### [WRITTEN PROBLEM]
Check every line in the records below for the word "screenshot" and report how many have it, nothing more.

### [RECORDS FOR THE EXERCISE]
>>
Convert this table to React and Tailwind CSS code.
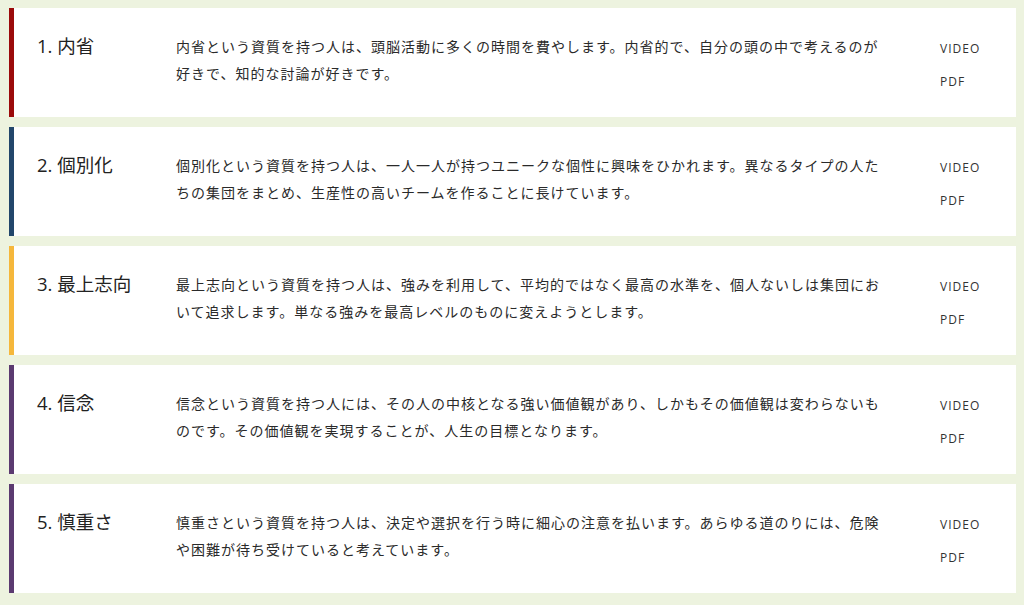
<<
>>
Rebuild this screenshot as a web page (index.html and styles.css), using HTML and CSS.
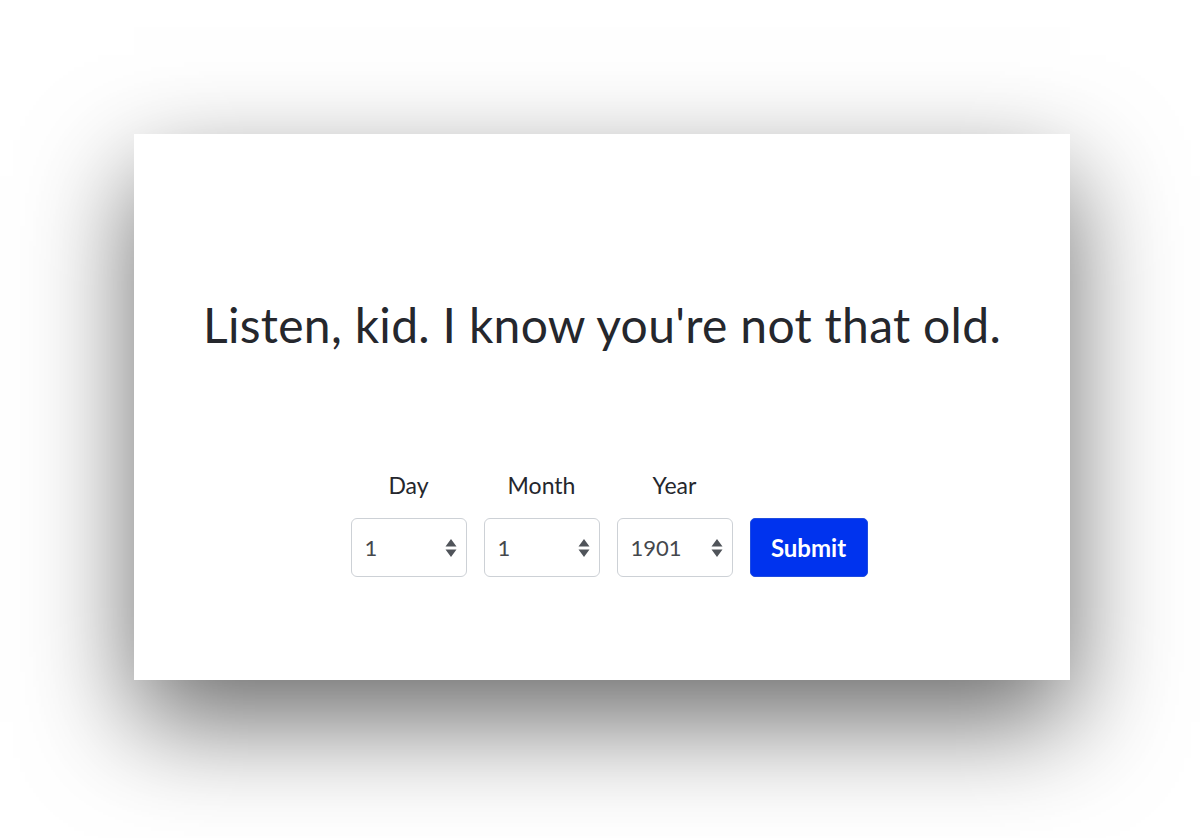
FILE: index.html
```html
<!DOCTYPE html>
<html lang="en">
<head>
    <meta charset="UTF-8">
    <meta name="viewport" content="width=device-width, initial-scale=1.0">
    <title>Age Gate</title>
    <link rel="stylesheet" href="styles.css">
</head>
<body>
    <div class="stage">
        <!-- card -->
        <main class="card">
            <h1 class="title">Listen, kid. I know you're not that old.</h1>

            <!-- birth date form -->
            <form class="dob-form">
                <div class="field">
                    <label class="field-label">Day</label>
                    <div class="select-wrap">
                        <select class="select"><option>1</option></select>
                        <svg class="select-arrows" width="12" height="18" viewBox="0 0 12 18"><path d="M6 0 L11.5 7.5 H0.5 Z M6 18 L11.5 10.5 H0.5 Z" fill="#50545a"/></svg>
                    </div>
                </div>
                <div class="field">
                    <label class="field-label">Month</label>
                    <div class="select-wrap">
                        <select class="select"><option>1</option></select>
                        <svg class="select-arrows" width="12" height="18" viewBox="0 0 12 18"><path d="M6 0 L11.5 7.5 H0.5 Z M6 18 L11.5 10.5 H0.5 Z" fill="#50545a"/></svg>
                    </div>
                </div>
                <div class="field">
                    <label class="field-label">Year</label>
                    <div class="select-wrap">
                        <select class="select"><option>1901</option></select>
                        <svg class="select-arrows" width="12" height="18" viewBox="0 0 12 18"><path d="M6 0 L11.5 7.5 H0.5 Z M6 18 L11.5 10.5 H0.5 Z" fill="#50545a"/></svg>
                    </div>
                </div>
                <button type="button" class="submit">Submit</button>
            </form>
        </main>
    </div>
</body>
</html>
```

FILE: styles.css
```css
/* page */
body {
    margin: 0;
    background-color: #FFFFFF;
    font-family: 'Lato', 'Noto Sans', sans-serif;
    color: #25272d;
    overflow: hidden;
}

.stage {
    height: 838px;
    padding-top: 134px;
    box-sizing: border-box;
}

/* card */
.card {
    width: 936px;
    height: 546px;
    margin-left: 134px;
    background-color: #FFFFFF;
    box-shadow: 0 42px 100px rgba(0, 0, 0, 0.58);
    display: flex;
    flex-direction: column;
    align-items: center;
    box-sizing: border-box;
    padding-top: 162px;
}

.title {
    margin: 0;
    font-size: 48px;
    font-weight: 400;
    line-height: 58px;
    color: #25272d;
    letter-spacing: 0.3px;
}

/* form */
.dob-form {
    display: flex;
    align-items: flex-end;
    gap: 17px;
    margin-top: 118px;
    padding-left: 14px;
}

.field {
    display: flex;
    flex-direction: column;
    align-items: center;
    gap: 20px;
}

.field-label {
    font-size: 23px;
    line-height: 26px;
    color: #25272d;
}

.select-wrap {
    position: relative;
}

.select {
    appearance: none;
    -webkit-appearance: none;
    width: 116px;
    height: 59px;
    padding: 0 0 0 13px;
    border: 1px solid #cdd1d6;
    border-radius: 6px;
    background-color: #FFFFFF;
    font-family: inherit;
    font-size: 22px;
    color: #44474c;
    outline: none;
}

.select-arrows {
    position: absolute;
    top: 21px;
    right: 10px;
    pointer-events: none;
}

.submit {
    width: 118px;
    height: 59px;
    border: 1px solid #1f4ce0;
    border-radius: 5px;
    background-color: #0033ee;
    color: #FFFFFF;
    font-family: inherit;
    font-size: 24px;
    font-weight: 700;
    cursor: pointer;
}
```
<<
>>
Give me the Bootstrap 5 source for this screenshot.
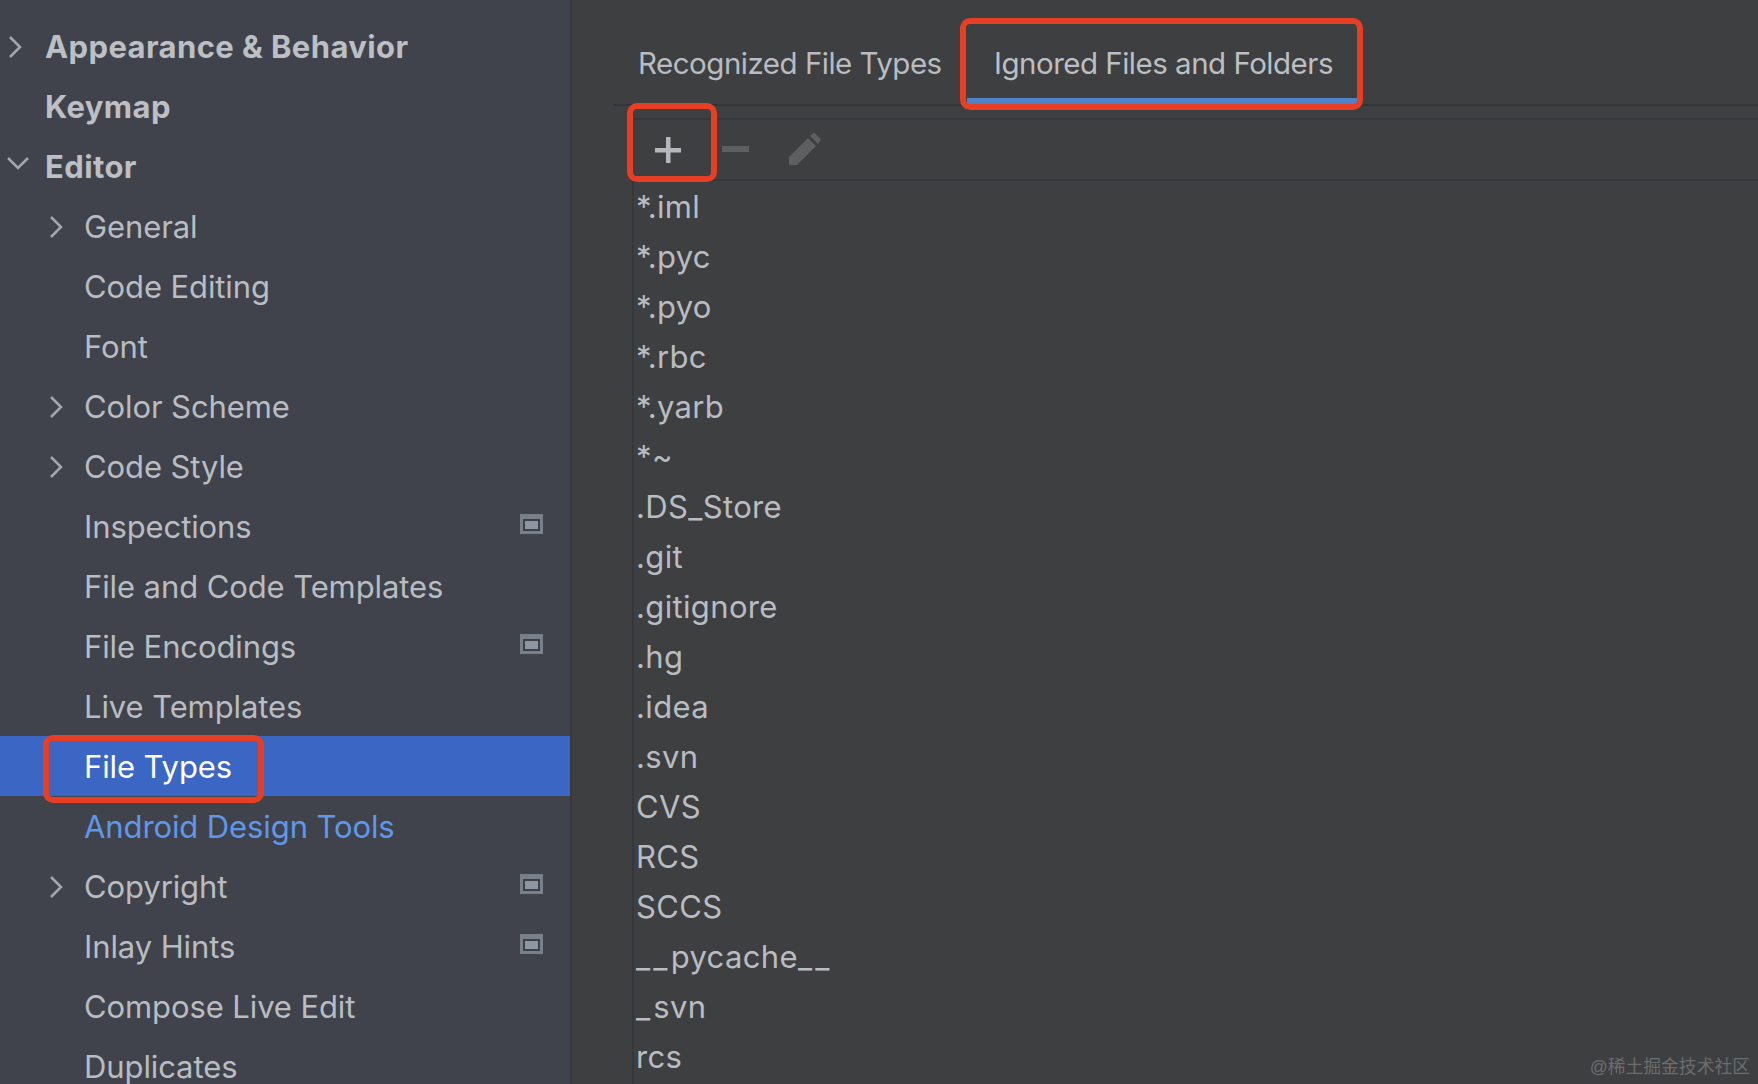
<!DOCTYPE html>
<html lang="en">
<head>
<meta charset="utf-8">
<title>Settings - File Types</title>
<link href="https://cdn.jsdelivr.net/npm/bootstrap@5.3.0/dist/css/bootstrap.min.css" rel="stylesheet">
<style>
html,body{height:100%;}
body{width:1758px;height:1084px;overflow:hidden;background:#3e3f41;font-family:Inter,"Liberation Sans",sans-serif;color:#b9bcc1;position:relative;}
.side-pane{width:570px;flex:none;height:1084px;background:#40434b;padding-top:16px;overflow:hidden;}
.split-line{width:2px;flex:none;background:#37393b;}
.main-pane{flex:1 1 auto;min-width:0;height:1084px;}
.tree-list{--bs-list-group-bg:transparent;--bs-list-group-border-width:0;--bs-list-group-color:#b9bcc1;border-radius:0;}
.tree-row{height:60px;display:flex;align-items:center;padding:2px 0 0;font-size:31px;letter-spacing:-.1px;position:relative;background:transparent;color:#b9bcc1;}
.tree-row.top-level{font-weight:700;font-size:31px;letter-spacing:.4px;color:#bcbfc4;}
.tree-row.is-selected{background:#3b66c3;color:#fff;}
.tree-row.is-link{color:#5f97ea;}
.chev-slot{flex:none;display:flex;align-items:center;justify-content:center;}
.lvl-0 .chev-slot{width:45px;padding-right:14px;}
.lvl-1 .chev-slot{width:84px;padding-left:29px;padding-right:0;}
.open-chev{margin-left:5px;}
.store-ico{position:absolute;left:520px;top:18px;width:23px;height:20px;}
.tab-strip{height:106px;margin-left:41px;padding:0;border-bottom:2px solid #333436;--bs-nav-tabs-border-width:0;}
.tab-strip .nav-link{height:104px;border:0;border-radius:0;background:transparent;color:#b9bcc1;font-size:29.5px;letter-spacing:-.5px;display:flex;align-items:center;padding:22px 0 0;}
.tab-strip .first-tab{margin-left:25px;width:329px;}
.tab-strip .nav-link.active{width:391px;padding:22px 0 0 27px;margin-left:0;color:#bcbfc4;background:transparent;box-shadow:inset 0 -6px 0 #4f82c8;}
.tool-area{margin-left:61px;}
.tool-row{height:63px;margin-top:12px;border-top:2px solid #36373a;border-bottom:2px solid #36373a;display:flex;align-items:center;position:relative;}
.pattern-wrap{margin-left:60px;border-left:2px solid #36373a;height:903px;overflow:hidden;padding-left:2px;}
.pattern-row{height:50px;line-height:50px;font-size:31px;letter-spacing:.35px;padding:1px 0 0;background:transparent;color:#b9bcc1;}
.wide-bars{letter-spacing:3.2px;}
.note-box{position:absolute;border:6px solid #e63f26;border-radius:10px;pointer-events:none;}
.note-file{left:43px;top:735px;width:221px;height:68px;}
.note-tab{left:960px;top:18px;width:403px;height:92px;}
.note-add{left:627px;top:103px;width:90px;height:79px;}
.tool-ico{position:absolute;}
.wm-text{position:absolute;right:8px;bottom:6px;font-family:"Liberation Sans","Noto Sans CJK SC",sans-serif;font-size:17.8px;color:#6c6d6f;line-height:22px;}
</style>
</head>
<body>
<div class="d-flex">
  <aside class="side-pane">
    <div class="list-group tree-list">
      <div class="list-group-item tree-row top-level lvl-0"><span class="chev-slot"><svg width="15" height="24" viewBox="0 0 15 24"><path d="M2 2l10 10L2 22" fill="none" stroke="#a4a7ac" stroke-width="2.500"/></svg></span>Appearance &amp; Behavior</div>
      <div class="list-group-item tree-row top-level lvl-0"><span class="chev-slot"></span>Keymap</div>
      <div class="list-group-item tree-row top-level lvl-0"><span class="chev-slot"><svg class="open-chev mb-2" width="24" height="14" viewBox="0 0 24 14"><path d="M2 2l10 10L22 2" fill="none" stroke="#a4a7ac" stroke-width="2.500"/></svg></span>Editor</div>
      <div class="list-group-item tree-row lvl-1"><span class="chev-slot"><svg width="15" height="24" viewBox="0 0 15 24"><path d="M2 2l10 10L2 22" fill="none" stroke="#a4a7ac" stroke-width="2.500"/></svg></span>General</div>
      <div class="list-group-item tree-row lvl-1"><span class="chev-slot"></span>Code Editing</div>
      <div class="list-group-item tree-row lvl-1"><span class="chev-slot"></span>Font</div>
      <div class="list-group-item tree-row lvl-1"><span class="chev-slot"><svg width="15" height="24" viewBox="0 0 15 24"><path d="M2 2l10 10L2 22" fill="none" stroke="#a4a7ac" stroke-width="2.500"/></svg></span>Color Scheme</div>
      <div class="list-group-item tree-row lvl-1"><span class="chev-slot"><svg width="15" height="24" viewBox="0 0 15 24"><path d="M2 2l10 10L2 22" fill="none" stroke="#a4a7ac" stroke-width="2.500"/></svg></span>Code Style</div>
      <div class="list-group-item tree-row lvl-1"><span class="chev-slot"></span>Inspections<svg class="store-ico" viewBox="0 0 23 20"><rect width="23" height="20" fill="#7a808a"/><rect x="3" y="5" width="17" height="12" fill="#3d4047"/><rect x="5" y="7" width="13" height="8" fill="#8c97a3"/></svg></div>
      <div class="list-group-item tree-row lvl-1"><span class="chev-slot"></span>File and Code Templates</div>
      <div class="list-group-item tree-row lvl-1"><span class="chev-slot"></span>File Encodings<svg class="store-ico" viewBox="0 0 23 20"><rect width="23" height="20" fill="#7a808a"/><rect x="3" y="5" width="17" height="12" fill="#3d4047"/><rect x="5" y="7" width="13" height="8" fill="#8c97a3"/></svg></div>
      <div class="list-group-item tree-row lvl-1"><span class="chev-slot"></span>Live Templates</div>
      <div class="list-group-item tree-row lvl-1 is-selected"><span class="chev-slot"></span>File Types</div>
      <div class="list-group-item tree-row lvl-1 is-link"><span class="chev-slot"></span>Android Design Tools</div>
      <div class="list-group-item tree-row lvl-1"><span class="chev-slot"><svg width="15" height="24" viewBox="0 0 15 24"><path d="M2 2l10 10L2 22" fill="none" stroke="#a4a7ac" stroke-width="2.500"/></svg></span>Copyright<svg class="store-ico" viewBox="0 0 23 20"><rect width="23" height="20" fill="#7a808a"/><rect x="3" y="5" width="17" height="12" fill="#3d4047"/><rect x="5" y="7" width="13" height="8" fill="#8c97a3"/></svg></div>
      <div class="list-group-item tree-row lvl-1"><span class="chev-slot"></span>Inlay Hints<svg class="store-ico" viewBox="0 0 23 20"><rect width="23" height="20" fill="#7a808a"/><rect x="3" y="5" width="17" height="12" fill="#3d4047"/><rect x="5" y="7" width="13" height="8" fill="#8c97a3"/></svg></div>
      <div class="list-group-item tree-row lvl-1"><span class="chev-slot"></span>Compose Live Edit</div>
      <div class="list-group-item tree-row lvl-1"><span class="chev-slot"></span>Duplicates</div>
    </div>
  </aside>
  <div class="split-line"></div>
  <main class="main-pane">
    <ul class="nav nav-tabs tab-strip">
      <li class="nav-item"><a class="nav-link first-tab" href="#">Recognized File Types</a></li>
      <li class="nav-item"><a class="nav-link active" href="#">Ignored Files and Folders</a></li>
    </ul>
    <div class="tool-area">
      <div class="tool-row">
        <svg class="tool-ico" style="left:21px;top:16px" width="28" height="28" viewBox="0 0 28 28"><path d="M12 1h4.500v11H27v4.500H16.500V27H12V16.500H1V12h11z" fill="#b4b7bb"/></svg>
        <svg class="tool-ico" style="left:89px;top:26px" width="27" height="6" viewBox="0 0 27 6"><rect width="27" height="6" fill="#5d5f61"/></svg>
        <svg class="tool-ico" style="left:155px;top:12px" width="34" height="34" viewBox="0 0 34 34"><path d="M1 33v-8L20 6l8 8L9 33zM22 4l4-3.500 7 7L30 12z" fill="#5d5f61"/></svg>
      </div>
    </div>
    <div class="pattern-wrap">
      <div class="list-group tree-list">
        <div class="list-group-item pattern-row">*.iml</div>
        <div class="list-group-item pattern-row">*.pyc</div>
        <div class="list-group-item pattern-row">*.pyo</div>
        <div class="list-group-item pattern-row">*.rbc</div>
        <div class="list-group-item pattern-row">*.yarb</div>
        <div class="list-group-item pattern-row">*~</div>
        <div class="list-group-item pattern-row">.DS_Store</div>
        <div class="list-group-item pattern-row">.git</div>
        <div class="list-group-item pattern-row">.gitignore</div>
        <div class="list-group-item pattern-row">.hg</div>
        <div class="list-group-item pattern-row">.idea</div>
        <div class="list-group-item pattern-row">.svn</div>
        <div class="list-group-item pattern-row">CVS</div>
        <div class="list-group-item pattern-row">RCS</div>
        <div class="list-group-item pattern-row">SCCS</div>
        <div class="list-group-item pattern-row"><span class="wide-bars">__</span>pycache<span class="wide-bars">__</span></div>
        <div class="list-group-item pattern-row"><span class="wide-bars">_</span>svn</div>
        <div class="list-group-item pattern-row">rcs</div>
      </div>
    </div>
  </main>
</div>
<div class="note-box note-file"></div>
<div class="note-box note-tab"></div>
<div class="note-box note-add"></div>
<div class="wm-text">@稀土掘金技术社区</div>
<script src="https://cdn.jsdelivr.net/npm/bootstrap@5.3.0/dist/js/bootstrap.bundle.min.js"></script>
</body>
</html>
<<
### [EXERCISE RESULT]
2